Like many anxious bachelors, Yang Xuning, 29, a sportswriter from Beijing, said much of the pressure comes from parents who feel taunted by the wealth around them.
He recalls his first meeting with his girlfriend’s parents in Shanghai last winter, when he was asked about his salary and his nesting plans. “I tried to reason with her mother, explaining that it’s not practical to buy something at this stage in our lives but she wouldn’t hear it,” he said.
He stood his ground, she stood hers, and a few months later, on the second anniversary of their relationship, Mr. Yang’s girlfriend called it quits.
“A lot of girls, encouraged by their parents, see marriage as a way of instantly changing their status without the hard work,” he said bitterly.

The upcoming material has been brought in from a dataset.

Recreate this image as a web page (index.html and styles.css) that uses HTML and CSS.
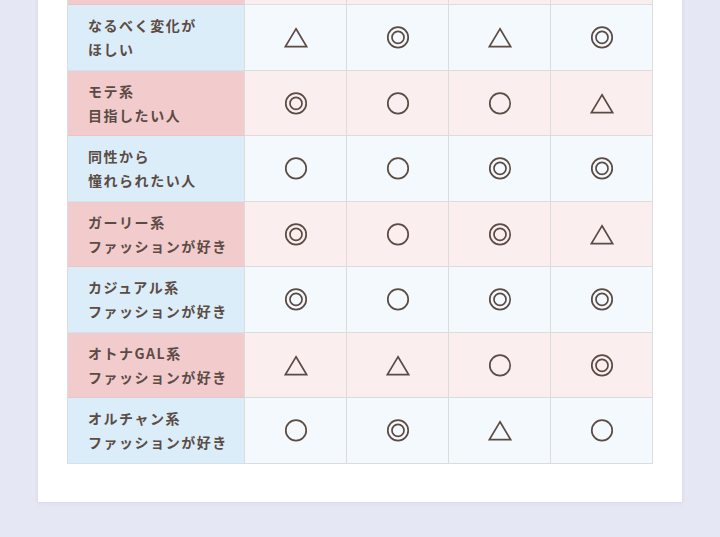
FILE: index.html
```html
<!DOCTYPE html>
<html lang="ja">
<head>
    <meta charset="UTF-8">
    <meta name="viewport" content="width=device-width, initial-scale=1.0">
    <title>タイプ別おすすめ</title>
    <link rel="stylesheet" href="styles.css">
</head>
<body>
    <svg class="defs" width="0" height="0">
        <symbol id="tri" viewBox="0 0 24 24">
            <polygon points="12,3.8 22.6,21.6 1.4,21.6" fill="none" stroke="currentColor" stroke-width="1.7" stroke-linejoin="miter"/>
        </symbol>
        <symbol id="circle" viewBox="0 0 24 24">
            <circle cx="12" cy="12.4" r="10.2" fill="none" stroke="currentColor" stroke-width="1.7"/>
        </symbol>
        <symbol id="double" viewBox="0 0 24 24">
            <circle cx="12" cy="12.4" r="10.2" fill="none" stroke="currentColor" stroke-width="1.7"/>
            <circle cx="12" cy="12.4" r="6" fill="none" stroke="currentColor" stroke-width="1.7"/>
        </symbol>
    </svg>

    <div class="card">
        <div class="table">
            <!-- row above, scrolled out of view -->
            <div class="row pink">
                <div class="head"></div>
                <div class="cell"></div>
                <div class="cell"></div>
                <div class="cell"></div>
                <div class="cell"></div>
            </div>

            <div class="row blue">
                <div class="head">なるべく変化が<br>ほしい</div>
                <div class="cell"><svg><use href="#tri"/></svg></div>
                <div class="cell"><svg><use href="#double"/></svg></div>
                <div class="cell"><svg><use href="#tri"/></svg></div>
                <div class="cell"><svg><use href="#double"/></svg></div>
            </div>

            <div class="row pink">
                <div class="head">モテ系<br>目指したい人</div>
                <div class="cell"><svg><use href="#double"/></svg></div>
                <div class="cell"><svg><use href="#circle"/></svg></div>
                <div class="cell"><svg><use href="#circle"/></svg></div>
                <div class="cell"><svg><use href="#tri"/></svg></div>
            </div>

            <div class="row blue">
                <div class="head">同性から<br>憧れられたい人</div>
                <div class="cell"><svg><use href="#circle"/></svg></div>
                <div class="cell"><svg><use href="#circle"/></svg></div>
                <div class="cell"><svg><use href="#double"/></svg></div>
                <div class="cell"><svg><use href="#double"/></svg></div>
            </div>

            <div class="row pink">
                <div class="head">ガーリー系<br>ファッションが好き</div>
                <div class="cell"><svg><use href="#double"/></svg></div>
                <div class="cell"><svg><use href="#circle"/></svg></div>
                <div class="cell"><svg><use href="#double"/></svg></div>
                <div class="cell"><svg><use href="#tri"/></svg></div>
            </div>

            <div class="row blue">
                <div class="head">カジュアル系<br>ファッションが好き</div>
                <div class="cell"><svg><use href="#double"/></svg></div>
                <div class="cell"><svg><use href="#circle"/></svg></div>
                <div class="cell"><svg><use href="#double"/></svg></div>
                <div class="cell"><svg><use href="#double"/></svg></div>
            </div>

            <div class="row pink">
                <div class="head">オトナGAL系<br>ファッションが好き</div>
                <div class="cell"><svg><use href="#tri"/></svg></div>
                <div class="cell"><svg><use href="#tri"/></svg></div>
                <div class="cell"><svg><use href="#circle"/></svg></div>
                <div class="cell"><svg><use href="#double"/></svg></div>
            </div>

            <div class="row blue">
                <div class="head">オルチャン系<br>ファッションが好き</div>
                <div class="cell"><svg><use href="#circle"/></svg></div>
                <div class="cell"><svg><use href="#double"/></svg></div>
                <div class="cell"><svg><use href="#tri"/></svg></div>
                <div class="cell"><svg><use href="#circle"/></svg></div>
            </div>
        </div>
    </div>
</body>
</html>
```

FILE: styles.css
```css
html, body {
    margin: 0;
    padding: 0;
}

body {
    background-color: #e6e7f5;
    font-family: "Noto Sans CJK JP", "Noto Sans", sans-serif;
    color: #5b4b45;
    height: 537px;
    overflow: hidden;
    padding: 0 38px;
}

.defs {
    position: absolute;
    width: 0;
    height: 0;
}

.card {
    background: #fff;
    margin-top: -90.5px;
    padding: 30px 29px 38px;
    box-shadow: 0 1px 4px rgba(90, 90, 130, 0.12);
}

.table {
    border-left: 1px solid #dcdcdc;
}

.row {
    display: grid;
    grid-template-columns: 177px repeat(4, 102px);
    height: 65.5px;
}

.head,
.cell {
    border-right: 1px solid #dcdcdc;
    border-bottom: 1px solid #dcdcdc;
    display: flex;
    align-items: center;
}

.head {
    padding-left: 20px;
    font-size: 14px;
    font-weight: bold;
    letter-spacing: 0.11em;
    line-height: 24px;
}

.cell {
    justify-content: center;
}

.cell svg {
    width: 24px;
    height: 24px;
    color: #5b4b45;
}

.blue .head {
    background-color: #dbedf8;
    border-bottom-color: #d2e3ee;
}

.blue .cell {
    background-color: #f3f9fd;
}

.pink .head {
    background-color: #f2cbcd;
    border-bottom-color: #e8c5c7;
}

.pink .cell {
    background-color: #fbeeee;
}
```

Many women are unapologetic about their priorities, citing the age-old tradition in which men provided a home for their brides, even if that home came with a mother-in-law.
There are also other concerns, including the instability of starting a family in rented premises and the endless badgering of parents.
Status also plays a role, but so, too, do fears that those who put off buying will be priced out of the market indefinitely.
Gao Yanan, a 27-year-old accountant with a fondness for Ray-Bans and Zara pantsuits, said the matter was not up for debate. “It’s the guy’s responsibility to tell a girl right away whether he owns an apartment,” she said. “It gives her a chance not to fall in love.”
With such women on the prowl, even men who do have their own homes have come up with techniques to weed out the covetous and the inordinately materialistic.
Liu Binbin, 30, an editor at a publishing house in Beijing, said he often arrived at first dates by bus, even though he owned a car. “If they ask me questions like ‘Do you live with your parents?’ I know what they’re after,” he said.
Mr. Liu said he went on 20 unfulfilling blind dates until finding a suitable girlfriend last year. He said he knew she was the one after passing the three-month mark.
“The whole time she thought I didn’t own an apartment and she still wanted me,” he said. “Someone like that is rare.”